Reputation: 3307
I have a set and test xchg
based assembly lock. my question is :
Do we need to use memory fencing (mfence
, sfence
or lfence
) when using xchg
instruction ?
Edit :
64 Bit platform : with Intel nehalem
Upvotes: 9
Views: 4272
Reputation: 1371
xchg instruction has an implicit lock prefix according to Intel manuals.
Upvotes: 0
Reputation: 78923
As said in the other answers the lock prefix is implicit, here, so there is no problem on the assembler level. The problem may lay on the C (or C++) level when you use that as inline assembler.

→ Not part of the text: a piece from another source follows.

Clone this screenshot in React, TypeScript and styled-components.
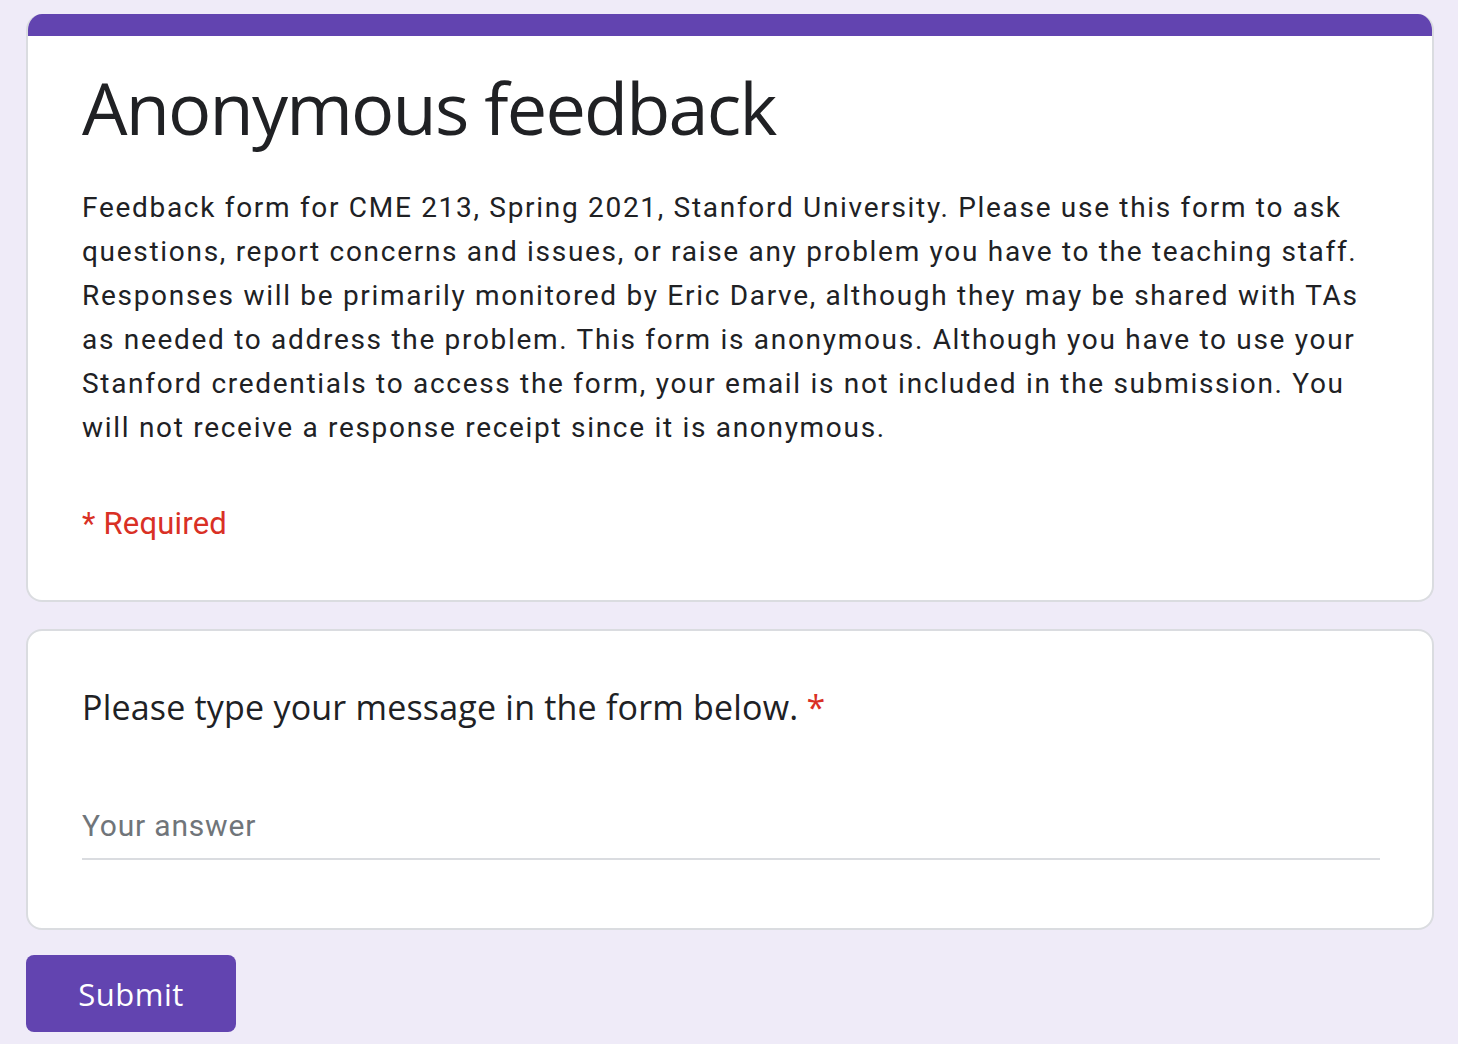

Here you have to ensure that the compiler doesn't reorder instructions with respect to your xchg
. If you are using gcc (or cousins) you would typically do something like:
__asm__ __volatile__("xchgl %1, %0"
: "=r"(ret)
: "m"(*point), "0"(ret)
: "memory");
that is declare the instruction as volatile and add the "memory" clobber.
Upvotes: 17
Reputation: 6266
According to Chapter 8 Bus Locking, of the Intel 64 and IA-32 Architectures Software Developer’s Manual, Volume 3A
The memory-ordering model prevents loads and stores from being reordered with locked instructions that execute earlier or later.
So the locked XCHG
instruction acts as a memory barrier, and no additional barrier is needed.
Upvotes: 16
Reputation: 65274
No. xchg
is guaranteed to compile into something, that will assure consistency on the hardware level.